Content Audits in Practice
HubSpot conducted one of the most well-documented content audits in B2B marketing. In 2020, the company removed roughly 3,000 blog posts from its index, representing about 17% of its total blog content. The result was a measurable improvement in organic traffic to the remaining pages, with the company reporting that consolidated posts saw traffic increases of up to 106%. The project demonstrated that more content does not always mean better performance.
Airbnb applied a similar approach to its help center and destination guides. After auditing thousands of location-specific pages, the company identified that many low-traffic city guides were cannibalizing each other in search results. By merging overlapping pages and updating high-potential ones with fresher data, Airbnb improved its organic visibility for competitive travel-related queries across multiple markets.
The BBC ran a large-scale content audit across BBC Food, ultimately removing over 11,000 recipe pages in 2018 as part of a broader digital efficiency initiative. While controversial at the time, the decision was grounded in audit data showing that a significant portion of those pages received negligible traffic and duplicated content available elsewhere on the site.
Shopify takes a recurring approach, auditing its blog and resource center on a quarterly cycle. The company has publicly shared that refreshing older posts with updated statistics, new examples, and improved calls to action has driven measurable gains in both organic traffic and lead generation from existing content, often outperforming newly published articles in the same period.
Why Content Audits Matter for Marketers
Most websites accumulate content debt over time. Pages that were relevant two years ago may now contain outdated statistics, broken links, or messaging that no longer reflects the brand’s positioning. Without a structured audit process, this content continues to consume crawl budget, dilute topical authority, and occasionally surface in search results where it creates a poor first impression.
A content audit gives marketing teams the data they need to make confident decisions about where to invest. Rather than defaulting to producing more new content, teams can often generate stronger results by improving what already exists. For organizations with limited resources, this distinction matters. The audit process also surfaces gaps, revealing topics the brand should cover but has not yet addressed, which directly feeds into content marketing planning.

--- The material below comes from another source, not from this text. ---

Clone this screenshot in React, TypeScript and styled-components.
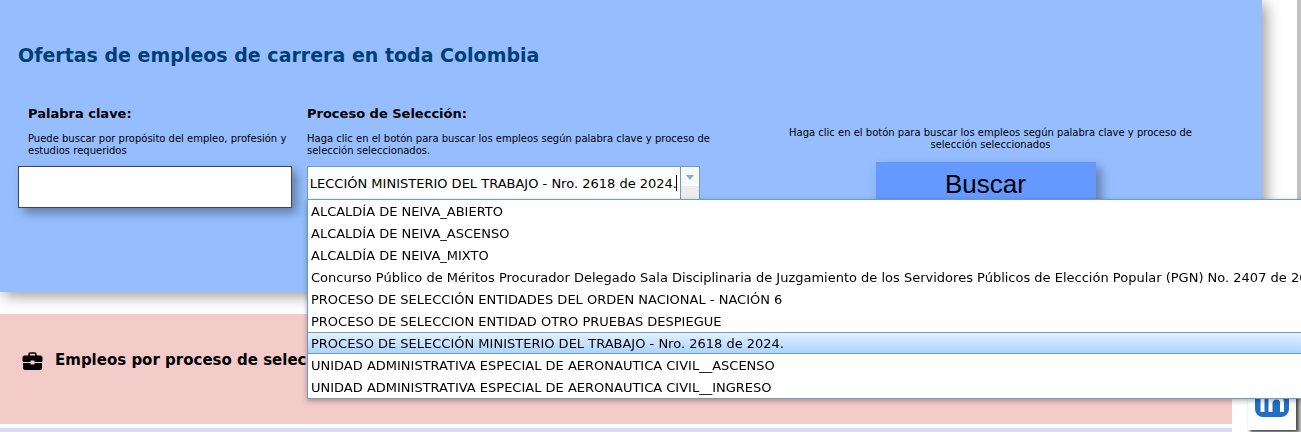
import React, { useEffect, useRef } from "react";
import styled, { createGlobalStyle, css } from "styled-components";

const GlobalStyle = createGlobalStyle`
  *, *::before, *::after { box-sizing: border-box; }
  html { background: #fff; }
  body {
    margin: 0;
    font-family: Verdana, "DejaVu Sans", sans-serif;
    color: #000;
    overflow: hidden;
  }
`;

const Page = styled.main`
  min-height: 100vh;
  overflow: hidden;
  background: linear-gradient(#c0c0c0, #c0c0c0) right / 4px 100% no-repeat;
`;

const SearchPanel = styled.section`
  height: 292px;
  margin-right: 39px;
  padding: 43px 18px 0;
  background: #96beff;
  box-shadow: 4px 4px 14px rgba(0, 0, 0, 0.4);
`;

const Title = styled.h1`
  margin: 0;
  font-size: 19px;
  line-height: 24px;
  color: #003e76;
`;

const SearchForm = styled.form`
  display: grid;
  grid-template-columns: 274px 412px minmax(0, 1fr);
  column-gap: 15px;
  margin-top: 39px;
`;

const Field = styled.div`
  display: flex;
  flex-direction: column;
`;

const FieldLabel = styled.label<{ $indent?: boolean }>`
  padding-left: ${(p) => (p.$indent ? 10 : 0)}px;
  font-size: 13px;
  line-height: 16px;
  font-weight: bold;
`;

const Hint = styled.p<{ $indent?: boolean }>`
  width: max-content;
  max-width: 430px;
  margin: 11px 0 0;
  padding-left: ${(p) => (p.$indent ? 10 : 0)}px;
  font-size: 10px;
  line-height: 12px;
  white-space: pre-line;
`;

const KeywordInput = styled.input`
  height: 42px;
  margin-top: 9px;
  padding: 0 8px;
  border: 1px solid #444;
  background: #fff;
  box-shadow: 5px 5px 10px rgba(0, 0, 0, 0.35);
  font: 13px Verdana, "DejaVu Sans", sans-serif;
`;

const Combo = styled.div`
  position: relative;
  display: flex;
  width: 393px;
  height: 38px;
  margin-top: 9px;
  border: 1px solid #6f9ac2;
  background: #fff;
`;

const ComboInput = styled.input`
  flex: 1;
  min-width: 0;
  height: 33px;
  padding: 0 3px 0 2px;
  border: 0;
  outline: 0;
  background: transparent;
  font: 13px Verdana, "DejaVu Sans", sans-serif;
`;

const Caret = styled.span`
  position: absolute;
  top: 8px;
  right: 22px;
  width: 1px;
  height: 16px;
  background: #000;
`;

const ComboTrigger = styled.button`
  display: flex;
  justify-content: center;
  width: 19px;
  padding: 8px 0 0;
  border: 0;
  border-left: 1px solid #6f9ac2;
  background: linear-gradient(#f8f8f8 0 18px, #fff 18px 19px, #ececec 19px);
`;

const Options = styled.ul`
  position: absolute;
  z-index: 2;
  top: 32px;
  left: -1px;
  width: 1010px;
  margin: 0;
  padding: 0;
  border: 1px solid #6f9ac2;
  background: #fff;
  box-shadow: 0 2px 5px rgba(0, 0, 0, 0.3);
  list-style: none;
`;

const Option = styled.li<{ $selected?: boolean }>`
  height: 22px;
  padding: 2px 3px 0;
  font-size: 13px;
  line-height: 20px;
  white-space: nowrap;
  ${(p) =>
    p.$selected &&
    css`
      background: linear-gradient(#e6f2ff, #a9d3fd);
      box-shadow: inset 0 1px #6f9ac2, inset 0 -1px #6f9ac2;
    `}
`;

const Actions = styled.div`
  display: flex;
  flex-direction: column;
  align-items: center;
  padding: 10px 7px 0 0;
  text-align: center;
`;

const SubmitButton = styled.button`
  width: 220px;
  height: 44px;
  margin-top: 11px;
  padding: 0;
  border: 0;
  background: #6699ff;
  box-shadow: 5px 5px 10px rgba(0, 0, 0, 0.35);
  font: 26px "Liberation Sans", Arial, sans-serif;
  color: #000;
`;

const ProcessPanel = styled.section`
  display: flex;
  align-items: flex-start;
  gap: 12px;
  height: 110px;
  margin: 22px 69px 0 0;
  padding: 36px 22px 0;
  background: #f3cbc9;
`;

const ProcessTitle = styled.h2`
  margin: 0;
  font-size: 15px;
  line-height: 20px;
`;

const BriefcaseIcon = styled.svg`
  width: 21px;
  height: 18px;
  margin-top: 2px;
`;

const NextPanel = styled.section`
  height: 60px;
  margin: 4px 69px -56px 0;
  background: #d7dcf4;
`;

const SocialLink = styled.a`
  position: fixed;
  right: 5px;
  bottom: 2px;
  display: flex;
  justify-content: center;
  width: 48px;
  height: 60px;
  padding-top: 13px;
  background: #fff;
  box-shadow: 2px 2px 3px rgba(0, 0, 0, 0.8);
`;

const processes = [
  "ALCALDÍA DE NEIVA_ABIERTO",
  "ALCALDÍA DE NEIVA_ASCENSO",
  "ALCALDÍA DE NEIVA_MIXTO",
  "Concurso Público de Méritos Procurador Delegado Sala Disciplinaria de Juzgamiento de los Servidores Públicos de Elección Popular (PGN) No. 2407 de 2022",
  "PROCESO DE SELECCIÓN ENTIDADES DEL ORDEN NACIONAL - NACIÓN 6",
  "PROCESO DE SELECCION ENTIDAD OTRO PRUEBAS DESPIEGUE",
  "PROCESO DE SELECCIÓN MINISTERIO DEL TRABAJO - Nro. 2618 de 2024.",
  "UNIDAD ADMINISTRATIVA ESPECIAL DE AERONAUTICA CIVIL__ASCENSO",
  "UNIDAD ADMINISTRATIVA ESPECIAL DE AERONAUTICA CIVIL__INGRESO",
];
const selected = processes[6];

function ProcessCombo() {
  const input = useRef<HTMLInputElement>(null);

  // Long values are shown from their end, where typing continues.
  useEffect(() => {
    const el = input.current;
    if (el) el.scrollLeft = el.scrollWidth;
  }, []);

  return (
    <Combo>
      <ComboInput
        ref={input}
        id="process"
        role="combobox"
        aria-expanded="true"
        aria-controls="process-options"
        defaultValue={selected}
      />
      <Caret />
      <ComboTrigger type="button" aria-label="Mostrar opciones">
        <svg width="8" height="5" viewBox="0 0 8 5" aria-hidden="true">
          <path d="M0 0H8L4 5Z" fill="#86b0cf" />
        </svg>
      </ComboTrigger>
      <Options id="process-options" role="listbox">
        {processes.map((name) => (
          <Option key={name} role="option" aria-selected={name === selected} $selected={name === selected}>
            {name}
          </Option>
        ))}
      </Options>
    </Combo>
  );
}

export default function App() {
  return (
    <>
      <GlobalStyle />
      <Page>
        <SearchPanel>
          <Title>Ofertas de empleos de carrera en toda Colombia</Title>
          <SearchForm onSubmit={(e) => e.preventDefault()}>
            <Field>
              <FieldLabel htmlFor="keyword" $indent>Palabra clave:</FieldLabel>
              <Hint $indent>{"Puede buscar por propósito del empleo, profesión y\nestudios requeridos"}</Hint>
              <KeywordInput id="keyword" type="text" />
            </Field>
            <Field>
              <FieldLabel htmlFor="process">Proceso de Selección:</FieldLabel>
              <Hint>{"Haga clic en el botón para buscar los empleos según palabra clave y proceso de\nselección seleccionados."}</Hint>
              <ProcessCombo />
            </Field>
            <Actions>
              <Hint $indent>{"Haga clic en el botón para buscar los empleos según palabra clave y proceso de\nselección seleccionados"}</Hint>
              <SubmitButton type="submit">Buscar</SubmitButton>
            </Actions>
          </SearchForm>
        </SearchPanel>

        <ProcessPanel>
          <BriefcaseIcon viewBox="0 0 21 18" aria-hidden="true">
            <path
              d="M7 4V2.5Q7 1 8.5 1H12.5Q14 1 14 2.5V4"
              fill="none"
              stroke="#000"
              strokeWidth="1.6"
            />
            <path d="M2.500 3.500H18.500Q20.500 3.500 20.500 5.500V9L19.500 10H12.500V8.500H8.500V10H1.500L.5 9V5.500Q.5 3.500 2.500 3.500ZM1 11H8.500V12.500H12.500V11H20V16Q20 18 18 18H3Q1 18 1 16Z" />
          </BriefcaseIcon>
          <ProcessTitle>Empleos por proceso de selección</ProcessTitle>
        </ProcessPanel>
        <NextPanel />

        <SocialLink href="#" aria-label="LinkedIn">
          <svg width="34" height="34" viewBox="0 0 34 34" aria-hidden="true">
            <rect width="34" height="34" rx="8" fill="#1f6fc4" />
            <circle cx="7.500" cy="8" r="2.500" fill="#fff" />
            <path d="M5.500 13H9.500V29H5.500ZM13.500 13H17.500V15Q19 12.500 22 12.500Q29 12.500 29 20V29H25V20Q25 16.500 21.500 16.500T17.500 20V29H13.500Z" fill="#fff" />
          </svg>
        </SocialLink>
      </Page>
    </>
  );
}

Regular audits also support SEO hygiene. Identifying and resolving duplicate content, thin pages, and keyword cannibalization issues can improve a site’s overall search performance without requiring new content production.
Related Terms
FAQ
How often should a content audit be conducted?
The frequency depends on the volume of content a site publishes. High-output organizations publishing daily or weekly should audit quarterly. Smaller sites with slower publishing cadences can audit once or twice a year. The key is consistency: a content audit only produces value when its findings are acted on before the next cycle begins.
What is the difference between a content audit and a content inventory?
A content inventory is a catalog. It lists every content asset with basic metadata such as URL, title, format, publish date, and word count. A content audit builds on that inventory by adding performance data, quality assessments, and strategic recommendations. Think of the inventory as the “what” and the audit as the “so what.” An inventory tells a team what exists. An audit tells a team what to do about it.
Content audit vs. SEO audit: what is the difference?
An SEO audit focuses on technical and on-page factors that affect search engine visibility: site speed, indexability, structured data, internal linking architecture, and crawl errors. A content audit focuses on the quality, relevance, and performance of individual content assets. The two overlap in areas like keyword targeting and duplicate content identification, but a content audit considers editorial and strategic dimensions that fall outside a purely technical SEO review. Many teams run both in parallel, using the SEO audit to fix infrastructure issues and the content audit to improve the assets that sit on top of that infrastructure.
What tools are commonly used for a content audit?
Screaming Frog is widely used for crawling and extracting page-level data. Google Search Console provides organic search performance metrics directly from Google. Semrush and Ahrefs offer keyword tracking, backlink analysis, and content gap identification. Google Analytics supplies engagement metrics like bounce rate and session duration. For the audit itself, most teams use spreadsheet software or dedicated platforms like ContentKing or Kapost to organize findings and track follow-up actions.